FIA president Max Mosley has rubbished suggestions that future engine rules will not allow manufacturers to showcase their technology

In a letter sent to team principals this morning, which confirmed that F1 was now set for a full engine freeze in 2008, Mosley says that the future introduction of regenerative power systems gives car makers more than enough to prove their worth.

"Having stabilised the existing engines, Formula One teams and car manufacturers seeking a power advantage in Formula One will be able to turn their attention to modern and relevant technologies," he said about future engine rules.

"In the short term (provisionally 2009), teams will be able to recover energy generated by the engine but currently lost in heat during braking, and use that energy a second time to propel the car.

"This will give an advantage and the more energy the team can recover and re-use in this way, the bigger the advantage.

"In the medium and longer term (provisionally 2011), we would like to discuss with the car industry a re-formulation of Formula One engine rules so that power is restricted by energy use rather than engine capacity.

"In this way, the engineer who can get the most power from a given amount of fuel will have the best engine. At present, it is the most power from a given capacity - a rather pointless exercise.

"With energy recovery and re-use combined with power limitation by energy consumed, we will have a Formula One fully in tune with the core research of the major car companies.

"In addition, the spectacle will be enhanced because the energy recovery and re-use system will be used by the drivers to help overtaking.

"All of this, we hope, will make it less likely that a manufacturer will leave Formula One following poor results."

Mosley's letter to the teams comes one day after several manufacturers believed that the move to homologated engines would go against their competitive interests.

Mercedes-Benz motorsport boss Norbert Haug said: "If you have homologated engines - the status of May/June or whatever it was - and you have that frozen for a four-year period, we just don't think that's the right way to go. I think it is the nature of the sport that you can compete.

"I think the engine is quite an important factor.

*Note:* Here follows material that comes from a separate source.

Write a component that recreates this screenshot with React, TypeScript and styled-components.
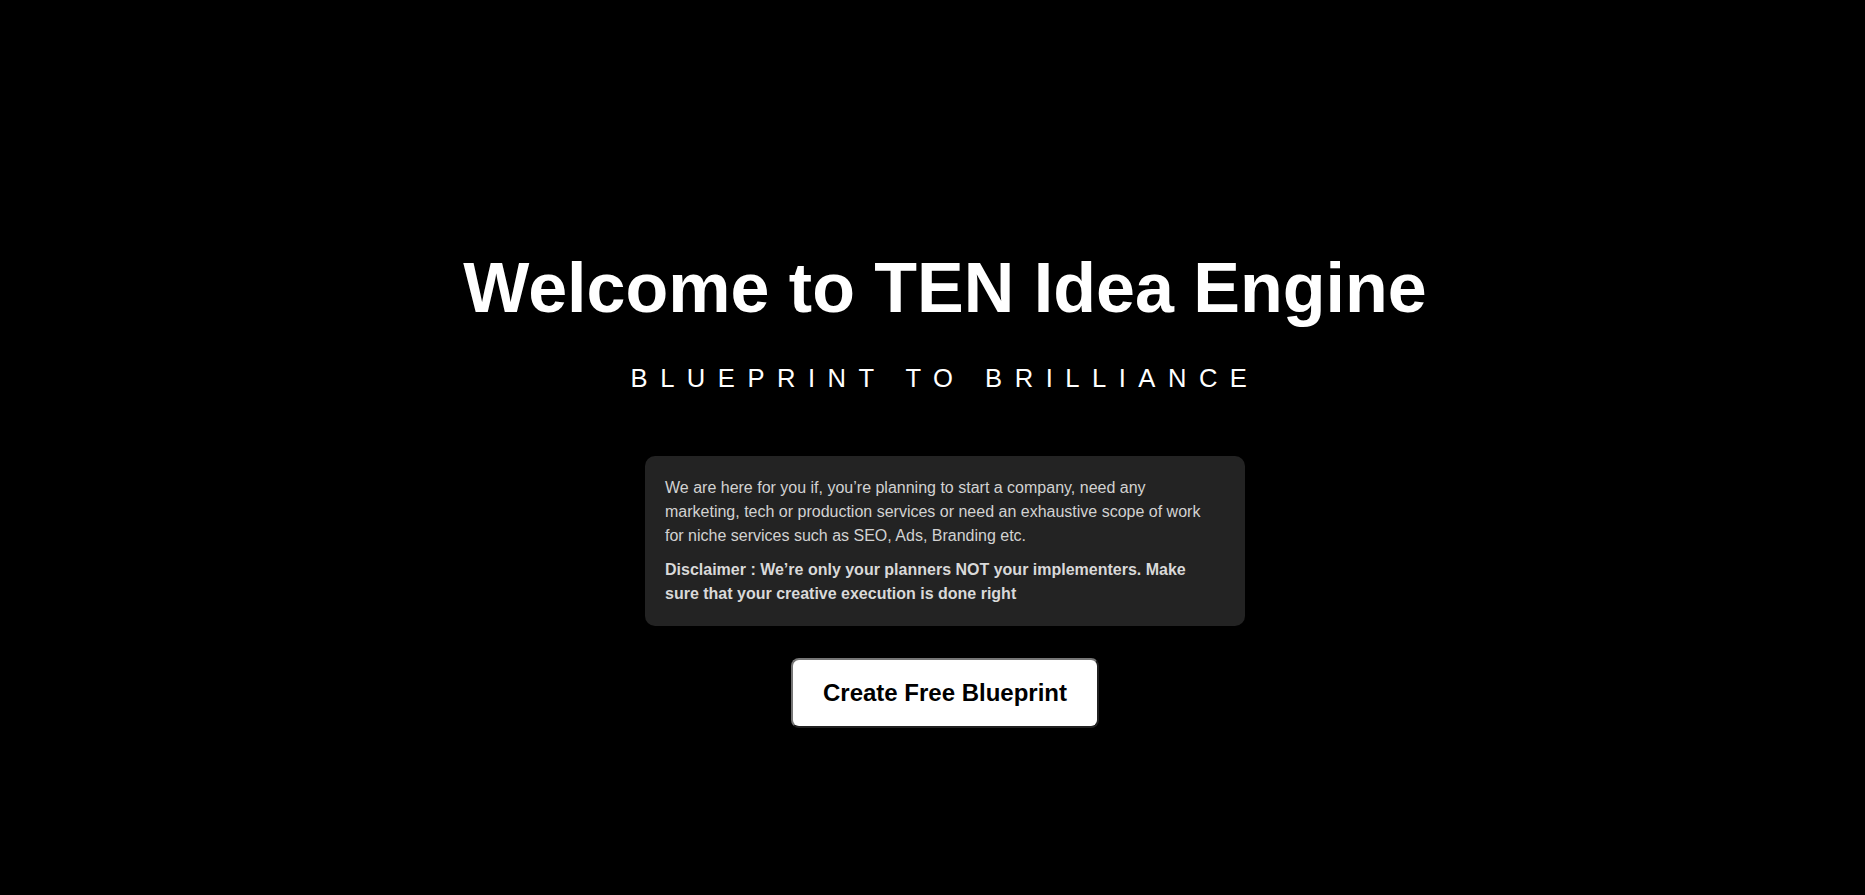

The engine is the heart of the whole machine and we agreed to changes for 15 to 20 percent once a year and I think that is a reasonable approach."

Toyota's John Howett added: "I think we are a competitor and we have a view which I think is in the general interest of Formula One, to maintain a degree of technical challenge and at the same time have a reasonable cost base which doesn't make engines prohibitively expensive for smaller teams."